"That mixture of overcooked food, bleach, and a whiff of already cleaned-up messes took me right back to early childhood," my boss said of a day care center she visited. "It wasn't good."
Smell. There's something about it that triggers memories on a much deeper level than any visual or verbal cue could.
Smell and early childhood memories
This conversation about day care led me to survey some of my friends about their own experiences with "smell memory", and the results were interesting — everyone had them, but they were all very different. There was the friend who is reminded of her white, Christian, grandmother every time she goes to an Indian restaurant; not because she liked curry, but because some of the spices in her very well-stocked kitchen cabinet are also used in Indian cooking. There was the friend whose proximity to a mixture of motor oil and tobacco induces fond memories of his grandfather, and the one who feels homely and nostalgic when just thinking about the smell of cows. (That one grew up on a farm.)
Indeed, research shows that olfactory — that is, smell — memories tend to come from the first 10 years of your life, while memories triggered by visual and auditory cues relate to events that occurred later on. What's more, smells can trigger memories you didn't even know you had until that whiff reminded you, and smell is more potent, too, in that it tends to evoke a real feeling of "being brought back in time" [1].

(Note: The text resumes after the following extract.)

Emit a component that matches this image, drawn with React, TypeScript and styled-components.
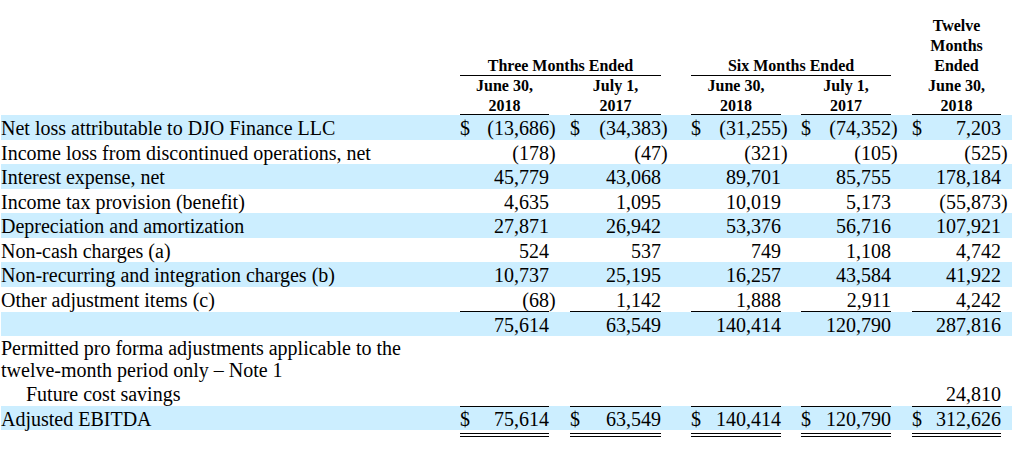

What's more, memory is inherently fallible. That is to say, it isn't unusual for a witness to a crime to report that the car whose driver did a hit and run was red, rather than blue, or to describe a blonde woman when she was really brunette. Not only do people often forget things quickly after the fact, their brains may also add details that were never there. All of this poses significant challenges within the context of justice [3], but one study showed that olfactory memories are different — they remain the same over time. [4]
It is also in childhood that we're conditioned to like certain smells but dislike others (though some dislikes are inherent) [5, 6] — the fresh bread your mother baked becomes associated with comfort, a full belly, and love, while you may really grow to hate the window cleaner your cold-hearted, critical, aunt's house always smelled of.
Smell memories beyond early childhood
Though not much research has been conducted into this topic, there is a study that acknowledged that people diagnosed with post-traumatic stress disorder (PTSD) often experience flashbacks in response to olfactory cues. This leads to a few interesting conclusions. First, as the researchers said, that questions about smell memory should be part of the PTSD diagnostic process. [7] Even more fascinatingly, though, it seems that smell evolved to be part of the evolutionary warning system, as something that's burned into our memory when we experience traumatic events, and encountering which again tells our brains that we're in danger.
Smell you later
The human sense of smell wasn't deemed very important by researchers until more recently — unlike many other animals, we don't rely on it so much to identify other people or things, and we have many fewer genes that regulate olfactory receptors than most other mammals. It does play a crucial social and emotional part in our lives, however. [8] Could smells "tack themselves" onto events as they happen, thereby acquiring such an important role in childhood memories that our conscious mind has long forgotten? It seems so, and that is why odors from a time long gone bring you right back.